- Eggs, boiled peeled and slashed 5
- Basmati rice, parboiled 1 1/2 cups
- Ghee 3 tablespoons
- Green cardamoms 5-6
- Cinnamon 1 inch stick
- Black peppercorns 15-20
- Cloves 4-5
- Bay leaves 2
- Onions, finely sliced 2 medium
- Tomatoes, finely chopped 2 medium
- Ginger - garlic paste 1 tablespoon
- Red chilli powder 1 teaspoon
- Turmeric powder 1/4 teaspoon
- Ginger, cut into thin strips 2 inch piece
- Green chillies, slit 3
- Salt to taste
- Yogurt 1/2 cup
- Deep fried onions 1 cup
- Fresh mint leaves, chopped 50-60 for garnishing
- Fresh coriander leaves, finely chopped 2 tablespoons
- Juice of 1 lemon
- Green cardamom powder a pinch
- Garam masala powder 1 teaspoon
- Eggs 2
- Red chilli powder 1/4 teaspoon
- Oil 1 teaspoon
- Turmeric powder 1/4 teaspoon
- Salt a pinch
Method:
- Heat 2 tbsps ghee in a non stick handi.

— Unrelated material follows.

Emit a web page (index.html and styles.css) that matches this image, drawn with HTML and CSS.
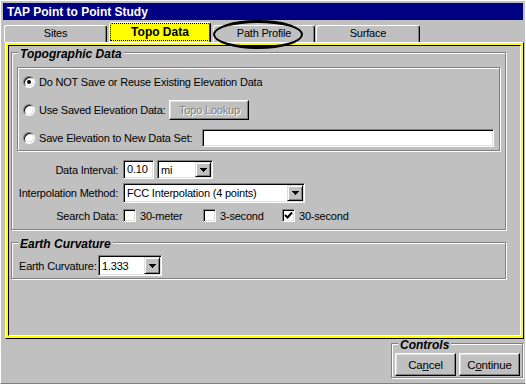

- Add green cardamoms, cinnamon, black peppercorns, cloves and bay leaves and saute till fragrant.
- Add onions and saute till golden. Add tomatoes, ginger-garlic paste and saute till the tomatoes are puply.
- Add red chilli powder, turmeric powder,ginger green chillies and salt and saute.
- Add yogurt,half the fried onion,25-30 mint leaves,1tbsp coriander leaves, lemon juice and eggs.
- Add 1/2 cup water and mix well.
- For the omelette, heat oil in a non stick pan.
- Break eggs in a bowl, add red chilli powder, turmeric powder, salt and whisk well.
- Pour into the pan, rotate it to spread the mixture evenly and cook till done.
- Spread a layer of rice over the eggs curry in the handi, place the omelette over it, sprinkle remaining coriander leaves and mint leaves over it.
- Spread the remaining deep fried onion and rice over it.
- Sprinkle green cardamom powder and drizzle the remaining ghee all around.
- Cover and cook on high heat for 5 mintues.
- Lower the heat and cook for 4-5 mintues.
- Transfer into a serving bowl,garnish with mint leaves and serve hot.